As ministers were publicly praising early progress on the NHS
IT programme, confidential initial Gateway reviews on the scheme
were scathing about poor planning, the approach, specifications and
lack of engagement with clinicians.
The first review of the National Programme for IT (NPfIT) in
June 2002 - a Gateway Zero strategic assessment of the scheme -
also confirms that the government planned for the "whole programme
cost" to be around £5bn. The cost is now put at nearly £13bn.
A separate Gateway review in October 2002 - about four months
after the National Programme for IT was announced - questioned the
plan to appoint five main suppliers.
The review report said that the plan in the outline business
case to use five service providers "seems to be an assumption
without justification". Just over a year later a small number of
large suppliers were given contracts worth £6.2bn.
Last week the Department of Health
disclosed
for the first time 31 Gateway reviews on the NPfIT - a week
after the information commissioner made an
unprecedented ruling that a slew of Gateway reviews be
published, including some on the NHS IT scheme.
Information is missing from some of the published reports. The
traffic-light red, amber or green status of the first Gateway
review on the NPfIT in June 2002 is not in the published text, and
some paragraphs in other reports end abruptly in mid-sentence.

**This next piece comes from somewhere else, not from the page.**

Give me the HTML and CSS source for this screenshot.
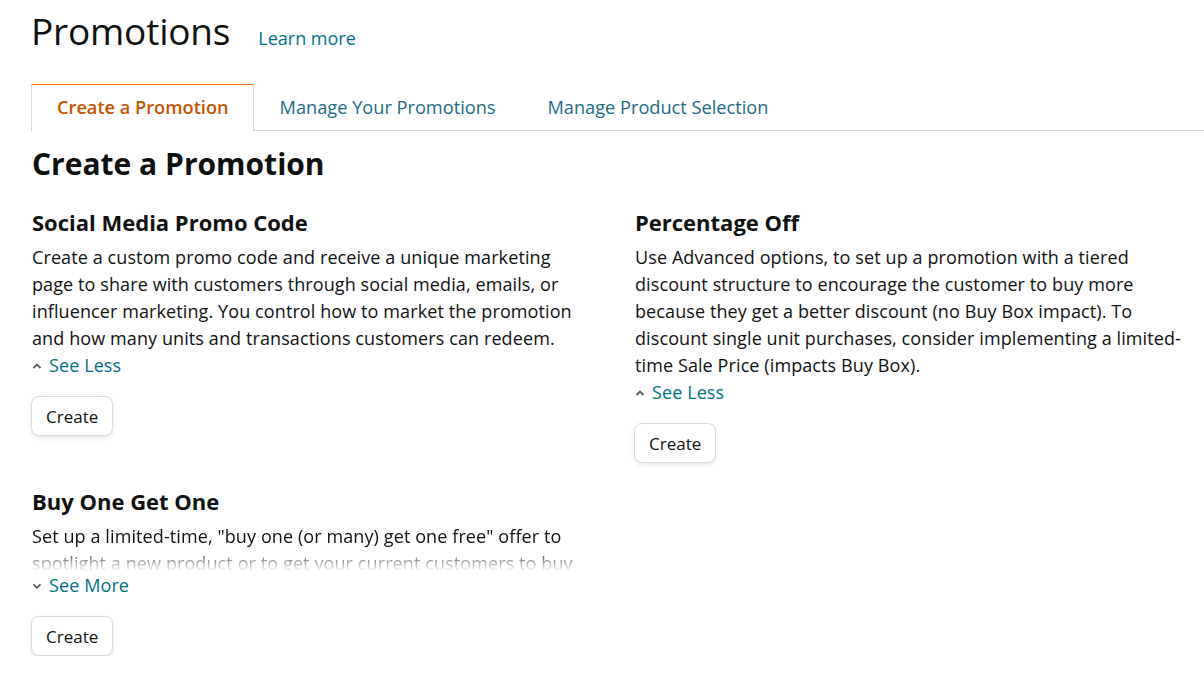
FILE: index.html
```html
<!DOCTYPE html>
<html lang="en">
<head>
<meta charset="utf-8">
<title>Promotions</title>
<link rel="stylesheet" href="styles.css">
</head>
<body>
<div class="page">
  <header class="page-header">
    <h1 class="page-title">Promotions</h1>
    <a class="link learn-more" href="#">Learn more</a>
  </header>

  <nav class="tabs">
    <a class="tab tab-active" href="#">Create a Promotion</a>
    <a class="tab" href="#">Manage Your Promotions</a>
    <a class="tab" href="#">Manage Product Selection</a>
  </nav>

  <main class="content">
    <h2 class="section-title">Create a Promotion</h2>
    <div class="cards">
      <section class="card">
        <h3 class="card-title">Social Media Promo Code</h3>
        <p class="card-text">Create a custom promo code and receive a unique marketing page to share with customers through social media, emails, or influencer marketing. You control how to market the promotion and how many units and transactions customers can redeem.</p>
        <a class="toggle" href="#"><svg class="caret" viewBox="0 0 10 6" width="10" height="6"><path d="M1.5 5 L5 1.6 L8.5 5" /></svg>See Less</a>
        <button class="btn">Create</button>
      </section>

      <section class="card">
        <h3 class="card-title">Percentage Off</h3>
        <p class="card-text">Use Advanced options, to set up a promotion with a tiered discount structure to encourage the customer to buy more because they get a better discount (no Buy Box impact). To discount single unit purchases, consider implementing a limited-time Sale Price (impacts Buy Box).</p>
        <a class="toggle" href="#"><svg class="caret" viewBox="0 0 10 6" width="10" height="6"><path d="M1.5 5 L5 1.6 L8.5 5" /></svg>See Less</a>
        <button class="btn">Create</button>
      </section>

      <section class="card">
        <h3 class="card-title">Buy One Get One</h3>
        <p class="card-text card-text-clamped">Set up a limited-time, "buy one (or many) get one free" offer to spotlight a new product or to get your current customers to buy more of your products by offering a free product with their purchase.</p>
        <a class="toggle" href="#"><svg class="caret" viewBox="0 0 10 6" width="10" height="6"><path d="M1.5 1.4 L5 4.8 L8.5 1.4" /></svg>See More</a>
        <button class="btn">Create</button>
      </section>
    </div>
  </main>
</div>
</body>
</html>
```

FILE: styles.css
```css
* {
  box-sizing: border-box;
}

html, body {
  margin: 0;
  padding: 0;
  background: #ffffff;
}

body {
  font-family: "Open Sans", "Noto Sans", "Liberation Sans", sans-serif;
  color: #0f1111;
  font-size: 18px;
  line-height: 27px;
  letter-spacing: 0.1px;
}

.page {
  padding-left: 31px;
}

.page-header {
  display: flex;
  align-items: baseline;
  padding-top: 7px;
  height: 84px;
}

.page-title {
  margin: 0;
  font-size: 37px;
  font-weight: 400;
  line-height: 48px;
  letter-spacing: -0.2px;
}

.link {
  color: #007185;
  text-decoration: none;
}

.learn-more {
  margin-left: 28px;
  font-size: 18px;
  letter-spacing: 0;
}

.tabs {
  display: flex;
  border-bottom: 1px solid #d5d9d9;
  height: 47px;
}

.tab {
  display: flex;
  align-items: center;
  padding: 0 25px 1px;
  height: 47px;
  font-size: 18.2px;
  letter-spacing: 0;
  color: #1d6b85;
  text-decoration: none;
  border: 1px solid transparent;
  border-bottom: none;
}

.tab-active {
  border-color: #d5d9d9;
  border-top-color: #e3742f;
  background: #ffffff;
  color: #c45500;
  font-weight: 600;
  margin-bottom: -1px;
  height: 47px;
  padding-right: 24px;
}

.content {
  padding-top: 14px;
  padding-right: 14px;
  padding-left: 1px;
}

.section-title {
  margin: 0;
  font-size: 30px;
  font-weight: 700;
  line-height: 38px;
  letter-spacing: 0;
}

.cards {
  display: grid;
  grid-template-columns: 555px 555px;
  column-gap: 48px;
  row-gap: 24px;
  padding-top: 25px;
  align-items: start;
}

.card {
  display: flex;
  flex-direction: column;
  align-items: flex-start;
}

.card-title {
  margin: 0;
  font-size: 22px;
  font-weight: 700;
  line-height: 28px;
  padding-bottom: 8px;
  letter-spacing: 0;
}

.card-text {
  margin: 0;
}

.card-text-clamped {
  max-height: 49px;
  overflow: hidden;
  -webkit-mask-image: linear-gradient(to bottom, #000 50%, rgba(0,0,0,0.25) 85%, transparent 100%);
  mask-image: linear-gradient(to bottom, #000 50%, rgba(0,0,0,0.25) 85%, transparent 100%);
}

.toggle {
  display: inline-flex;
  align-items: center;
  color: #007185;
  text-decoration: none;
}

.caret {
  fill: none;
  stroke: #565959;
  stroke-width: 1.8;
  margin-right: 7px;
  margin-left: 0;
}

.btn {
  margin-top: 17px;
  font-family: inherit;
  font-size: 17px;
  color: #0f1111;
  background: #ffffff;
  border: 1px solid #d5d9d9;
  border-radius: 8px;
  box-shadow: 0 2px 5px 0 rgba(213, 217, 217, 0.6);
  height: 40px;
  padding: 0 14px;
  margin-left: -1px;
}
```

Most
of the text has been published with minor redactions, though.
The review reports show that ministers were, in the launch year
of 2002,making statements on the NPfIT, and answering parliamentary
questions on it, without giving any hint that then-confidential
Gateway reviews were raising doubts about the feasibility of the
plans and the approach.
Ministers carried out regardless of points raised in the initial
two reviews about whether a central approach was a good idea, and
whether the programme was being designed "in a vacuum" without
engagement of the medial professions.
These criticisms have been at the heart of disenchantment with
the programme in every year since 2002.
The initial Gateway review on the NPfIT in June 2002 said the
programme's timetable had been referred to as not merely extremely
ambitious but "hyper-ambitious". The review report added: "It is
that and more."
The government's health spokeswoman at the time, Hazel Blears,
told the House of Commons on 15 October 2002 that the NPfIT had
"successfully completed" a Gateway Zero review - strategic
assessment. But she didn't say that the review had been
scathing.
By the time of the first Gateway Zero review a specification for
electronic medical records - the Care Records Service - ran to 187
pages. But this first review found that "design work to date has
been conducted largely in a vacuum". There has been "little
injection of implementation reality and technology viability".
The prevailing sense was one of the programme being in an "ivory
tower". The review report said: "There seems to be a lack of
awareness of the need to engage at a detailed level with
stakeholders and indeed how to do so. In general terms this lack of
widespread engagement has led to there being no real perception in
the operational areas of what the programme is actually doing."
In October 2002, the Gateway One review for NPfIT e-records said
a small number of decided and professional people had worked hard
in a short time to produce documents to allow a procurement to
begin. "Unfortunately much of this work has not been conducted
within a rigorous project management framework".
Some Gateway reports also show that important risks were omitted
from NPfIT risk registers.
All Gateway reviews include criticisms - they exist for the OGC
to assess independently high-risk projects and programmes. But the
criticisms of the NPfIT in the first two main Gateway reviews go
beyond pointing to defects: they question the approach and
feasibility.
Taken together the reviews point to a flaw in the way the
government approves large IT programmes: without
parliamentary scrutiny of the cost, plans to cope with
excessive complexity and how to bring about change within the NHS
rather than just introduce IT.
Another flaw is that ministers can ignore recommendations in
Gateway reviews without the public, stakeholders or parliament
knowing what the reviews have said until years later, if at
all.
The Tories if they win the election are unlikely to solve this
problem, as they have announced no major changes to the way
projects and programmes are scrutinized or approved.
Was the NPfIT flawed before its launch?
A Gateway One review in October 2002, about four months after
the NPfIT was launched, showed a disconnect between the political
decision to launch the scheme and the ability of people to manage
and implement it.
The review report on e-records said there had been a "grand
vision" which was "conceptual" and then a "number of enthusiastic
people" had immediately set to work to turn the vision into reality
"without the requirement being fully defined and agreed".
The Gateway reviewers compared the approach of the programme to
building a car without designing it first.
"The analogy to a group of specialist car builders who are
separately providing the wheels, the body, the engine and the
transmission for a car that does not have an agreed design is
probably relevant."
Prophetically, the same report said: "There is much talk of what
the IT programme will achieve but little recognition of the
potential impact of this on current practices, procedures and
systems, both technical and organisational."
The flaws in the programme at these early stages - which appear
to have been ignored by ministers - could help to explain why the
main intended result of the NPfIT, a useful e-record for 50 million
people in England, is still years away.